Indeed, a Pew Research Center study released in June found a nearly 30 percent increase among African-American households that say gun ownership is a “necessity,” from about 30 percent in 2012 to 60 percent in 2017.
Black women in Chicago are not alone. The New York Times reported that Black women in Texas outpaced all other demographic groups in that state for obtaining concealed carry permits, from 2000 to 2016.
What’s behind this sudden rise? The Tribune said the women interviewed for its article pointed to concerns about their safety in a city plagued by crime and gun violence.

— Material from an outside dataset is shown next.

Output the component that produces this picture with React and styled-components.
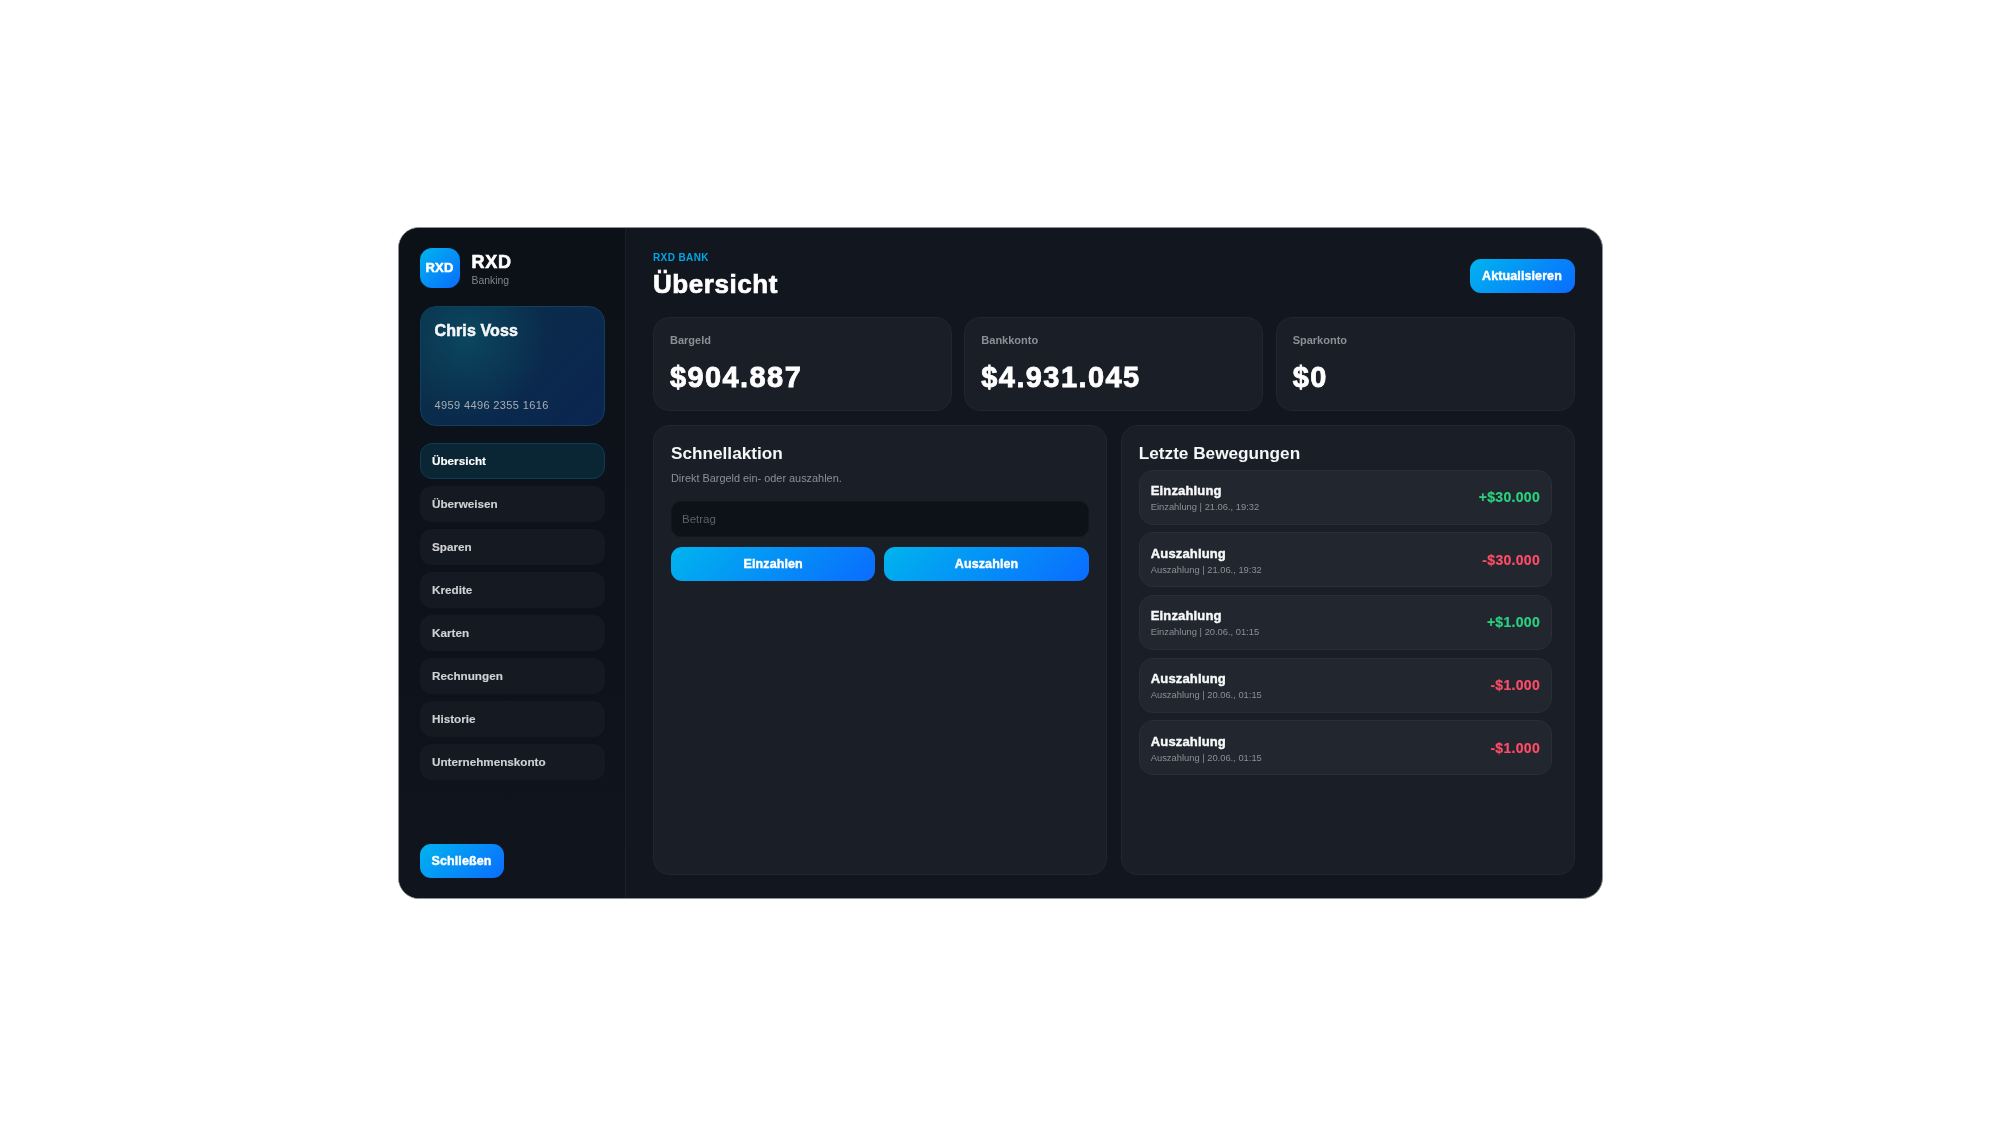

Vernetta Robinzine, a 51-year-old resident of Chicago’s Far South Side, obtained her concealed carry license and takes her weapon everywhere. She told The Tribune that someone broke into her home in 2008, which made her feel “totally violated” and “vulnerable.” However, Robinzine didn’t consider getting a gun until last year, after an uptick in shootings and home invasions in her neighborhood.
Marchelle Tigner, a gun instructor, told The Times that Black women are particularly vulnerable to domestic violence and sexual assault.
“It’s important, especially for Black women, to learn how to shoot. We need to learn how to defend ourselves,” she told the newspaper.
At the same time, politics and police shootings are also part of the reason for the boom in Black gun ownership. Membership in the National African American Gun Association has skyrocketed since the election of President Donald Trump, CNN reported.
From Election Day through February, the organization added about 9,000 new members, the group’s national president Philip Smith told the network. He explained the sudden increase as the reaction of many Black people to Trump embracing White supremacists during his campaign.
Kevin Jones, the Ohio director of the organization, told NBC News that most new customers at his gun shop are Black women.
“People feel that they have, perhaps, a president that they don’t feel is going to protect them, that’s there for them,” he said to NBC.
Smith also pointed to the upswing of high-profile police shootings of unarmed Black men as a reason for the increased interest in gun ownership. He told The Times that having a gun may be the only way that Blacks can protect themselves.